[Stored dataset items]

○ ○ ○ ○ ○

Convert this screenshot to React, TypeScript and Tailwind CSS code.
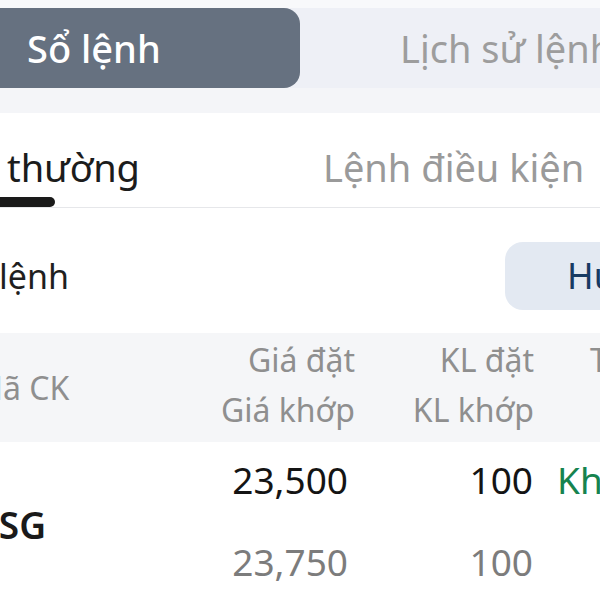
export default function App() {
  return (
    <div className="w-[600px] h-[600px] overflow-hidden bg-white font-['Noto_Sans',sans-serif] whitespace-nowrap">
      {/* top strip */}
      <div className="h-[8px] bg-[#f8f9fb]" />

      {/* segmented tabs */}
      <div className="flex h-[80px] bg-[#eef0f6]">
        <div className="-ml-[40px] w-[340px] shrink-0 rounded-[16px] bg-[#667180] pl-[67px] flex items-center">
          <span className="text-[38px] leading-none font-medium text-white">Sổ lệnh</span>
        </div>
        <div className="pl-[100px] flex items-center">
          <span className="text-[38px] leading-none text-[#9d9d9d]">Lịch sử lệnh</span>
        </div>
      </div>
      <div className="h-[25px] bg-[#f4f5f8]" />

      {/* order type tabs */}
      <div className="flex items-start border-b border-[#e6e7ea] pt-[35px]">
        <div className="-ml-[160px] w-[300px] shrink-0 flex flex-col items-end">
          <span className="text-[38px] leading-none text-[#1c1c1c]">Lệnh thường</span>
          <div className="mt-[11px] mr-[85px] h-[10px] w-[80px] rounded-full bg-[#1a1a1a]" />
        </div>
        <div className="ml-[183px]">
          <span className="text-[38px] leading-none text-[#9a9a9a]">Lệnh điều kiện</span>
        </div>
      </div>

      {/* toolbar */}
      <div className="flex items-center pt-[34px] pb-[23px]">
        <div className="-ml-[132px] w-[201px] shrink-0 text-right text-[34px] leading-none text-[#1f1f1f]">
          Chọn lệnh
        </div>
        <button className="ml-[436px] h-[68px] w-[200px] shrink-0 rounded-[18px] bg-[#e3e9f2] pl-[62px] flex items-center text-[36px] leading-none text-[#173a63]">
          Hủy lệnh
        </button>
      </div>

      {/* table header */}
      <div className="grid grid-cols-[246px_135px_179px_200px] -ml-[26px] h-[109px] bg-[#f5f6f8] text-[32px] text-[#8f8f8f]">
        <div className="flex items-center leading-none">Mã CK</div>
        <div className="pt-[2px] text-right leading-[50px]">
          <div>Giá đặt</div>
          <div>Giá khớp</div>
        </div>
        <div className="pt-[2px] text-right leading-[50px]">
          <div>KL đặt</div>
          <div>KL khớp</div>
        </div>
        <div className="pt-[2px] pl-[56px] leading-[50px]">Trạng thái</div>
      </div>

      {/* order row */}
      <div className="grid grid-cols-[246px_135px_179px_200px] -ml-[26px] text-[37px]">
        <div className="flex items-center">
          <span className="text-[37px] leading-none font-semibold text-[#1a1a1a]">ASG</span>
        </div>
        <div className="pr-[7px] text-right">
          <div className="leading-[76px] text-[#141414]">23,500</div>
          <div className="leading-[88px] text-[#7c7c7c]">23,750</div>
        </div>
        <div className="pr-[1px] text-right">
          <div className="leading-[76px] text-[#141414]">100</div>
          <div className="leading-[88px] text-[#7c7c7c]">100</div>
        </div>
        <div className="pl-[23px]">
          <div className="leading-[76px] text-[#16834f]">Khớp</div>
        </div>
      </div>
    </div>
  );
}
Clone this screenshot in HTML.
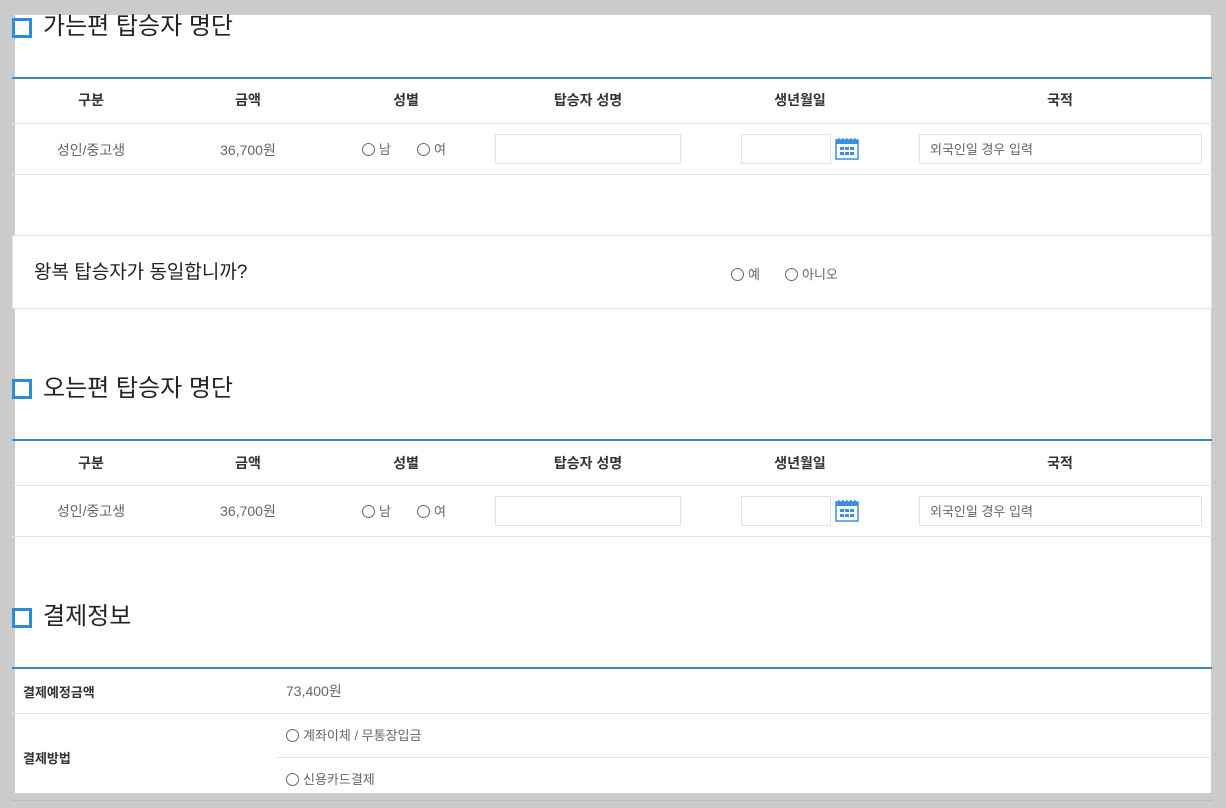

○ ○ ○ ○ ○

§ **TO DO**
Give the number of lines that carry the word "screenshot", with nothing added.

§ **TASK RESPONSE**
2